Once a year, the entire island of Bali goes silent. Not quiet. Silent. No cars on the road. No flights in or out of the airport. No restaurants open. No lights showing after dark. No movement on the streets except for the pecalang, traditional security men walking their patrol to make sure the rules are kept.
This is Nyepi. The Balinese Day of Silence. And if you live in Bali, as I do, you do not get to opt out. For 24 hours, from 6 am on the day to 6 am the next morning, everyone on the island stays home. Tourists, locals, expats. All of us. In our homes, our villas, our hotel rooms. Sitting in silence.
In 2026, Nyepi falls on the 19th of March. I have been through it before. And every time, it does something to me that I did not expect.
What Nyepi Actually Is
Nyepi marks the Balinese New Year according to the Saka lunar calendar, a tradition traceable back to 78 AD. For Balinese Hindus, it is a day of self-reflection, fasting, and meditation. The island is symbolically made to look uninhabited so that any evil spirits passing over will see nothing worth staying for and move on. Balance is restored. The new year begins clean.
The four guiding principles are called Catur Brata Penyepian: no fire or light, no work, no travel, no entertainment. That is it. The whole island agrees at once to put everything down and be still.
The night before Nyepi is the opposite of silence. The Ogoh-Ogoh parade fills the streets with noise and fire and colour. Giant demonic statues, built over weeks by local communities, are carried through the villages and then destroyed. Burning away the darkness before the quiet begins. It is one of the most extraordinary things I have ever watched. And then, just like that, it stops. And the silence comes.
What 24 Hours of Silence Does to You
The first few hours are uncomfortable. I will be honest about that. You reach for your phone and the internet is throttled. You think about going for a walk and remember you cannot. The usual noise you use to fill your day is gone and what is left is just you, sitting with your own thoughts.
Most of us are terrible at that. I was terrible at it the first time. I did not realise how much of my daily life was about staying busy to avoid being still. The scrolling, the planning, the constant low-level noise of productivity and distraction. Take all of that away and what you get is clarity you were not prepared for.

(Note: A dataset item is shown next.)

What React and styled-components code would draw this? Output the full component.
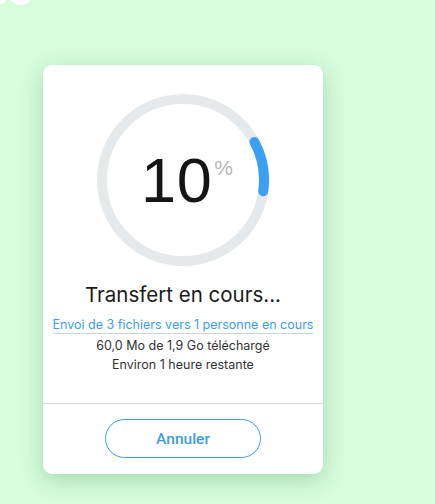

By mid-afternoon on my first Nyepi, something shifted. The restlessness settled. I sat on my terrace and listened to birds I had not noticed were there. I thought about things I had been putting off thinking about. I wrote in a journal for the first time in years. I cooked slowly. I slept properly.
I woke up the next morning feeling like something had been cleaned out.
The Thing Nobody Tells You About Stillness
We treat busyness like it is productivity. We treat noise like it is connection. We treat constant motion like it is purpose. And most of the time we do not stop long enough to question any of it because stopping feels dangerous.
What if you stop and discover that some of what you have been so busy doing does not actually matter? What if the silence shows you something about your life you have been working very hard not to see?
Nyepi does not give you a choice about any of that. The silence is not optional. And there is something freeing about that. You did not choose to stop. The whole island chose together. You are just along for it. Which means you can actually let go.
I have been through periods of forced stillness in my own life, times when circumstances stripped away the busyness and I had to sit with what was actually there. Divorce does that. Losing something you built your identity around does that. They are not the same as Nyepi. But they taught me the same thing: the silence is not the enemy. The silence is where you find out who you actually are when you are not performing for anyone.
What You Can Take From This Even If You Are Not in Bali
You do not have to live in Bali to take something from the idea of Nyepi. The concept is simple and you can apply it anywhere: give yourself a day, or even a few hours, where you deliberately remove the noise. No social media. No news. No plans. No output. Just time to be quiet and see what comes up.
Most people find the first stretch uncomfortable. Push through it. What is on the other side of the discomfort is almost always useful. Clarity about what matters. Things you have been avoiding. The version of yourself that exists underneath all the busy.
Bali figured this out centuries ago. One day a year, everything stops. The island resets. People come back to themselves. And then the new year begins from a place of stillness rather than momentum.
I think that is a better way to start things.